Jared Wilson, Director of Content Strategy at MBTS:
Aside from C.S. Lewis, I am hard pressed to think of another author whose work I read more of in my adolescence and college years than R.C. Sproul’s. I read The Holiness of God in my early twenties, and it was so profoundly influential for me. Sproul sent me to Rudolf Otto, and I learned about the experience ‘mysterium tremendum,’ which helped give shape to all of the ‘fear and trembling’ that typified my childhood. The Holiness of God seemed to hold the key to unlocking what made Dr. Sproul so blessedly different from even the most well-spoken celebrity preachers. He was obviously a man who walked in the graciously disturbing orbit of the true numinous. I re-read it fifteen years later with some men in my last pastorate. We all wrestled with it, some of us newly, others of us again. One of our guys was a previously unchurched man who made a profession of faith in our community. Before seeking us out, his only exposure to the Bible was from a radio preacher he’d been listening to. That preacher? R.C. Sproul. His own young testimony in that book of following the late-night draw to his campus chapel and becoming overwhelmed by the sheer weightiness of God seemed to hang over his entire ministry thereafter. As the shadow of the blinding light of Paul’s dramatic gospel hijacking on the road to Damascus falls over all his epistles, as Isaiah’s discombobulation in the temple reverberates throughout his prophecies, has any preacher of R.C. Sproul’s prominence seemed so wondrously weighted by the righteousness of God?

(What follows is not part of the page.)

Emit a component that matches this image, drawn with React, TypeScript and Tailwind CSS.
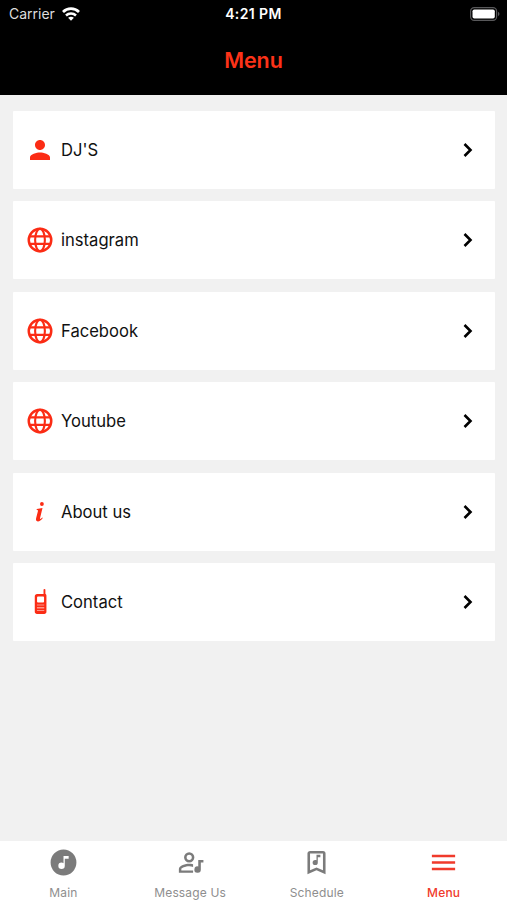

Dr. Matthew Barrett, Associate Professor of Christian Theology at MBTS:
R.C. Sproul changed my life. Fresh out of high school, I was theologically starving. Yes, I had read the Bible front and back, but no one had yet taught me how to think systematically. Enter R.C. Sproul. He took me by the hand and sat me down to eat a doctrinal feast. After the night shift on the loading dock, I would rush to the bookstore with my paycheck to buy his books. Why? Because he was theologically precise and his ability to present complex theological issues with crystal clarity was unparalleled. He looked Christianity right in the face and said, “Your God is too small!” Sproul made God big again. And he made me a theologian in the process.
Dr. Owen Strachan, Associate Professor of Christian Theology at MBTS:
No one can sum God up; no one can lassoo him, and reign him in. The greatness of God exceeds all comprehension. Few theologians proved better able to communicate God’s grandness than R. C. Sproul. His account of Luther’s conversion in The Holiness of God created existential space for generations of Christians to reckon with the infinity and magnitude of the divine. His teaching videos for Ligonier—I first watched them on a VCR in a college dorm room in Maine—mixed deep learning, pungent wit, and vibrant love for the Lord. Sproul’s model continues to instruct and inspire me; his work was in truth “theogetics,” always probing both the way people think and the way Scripture calls them to live. He could hang with the best of academicians, but took delight in speaking sensibly, reversing the order that sometimes inheres in the guild. It was an honor to speak at a 2016 Ligonier conference in Seattle; though Sproul could not attend, he gave a memorable Q&A session that dazzled and informed his admirers. Beyond that special moment, I will never forget his first two messages at Together for the Gospel; he told the story of Huss, Wycliffe, and Luther like no one else ever has, and he did so with crystalline theological precision.
A giant has fallen among us. But this is the reality about all who are in Christ: from the mightiest to the weakest, all who love the holiness of God rise, redeemed and renewed, in heaven.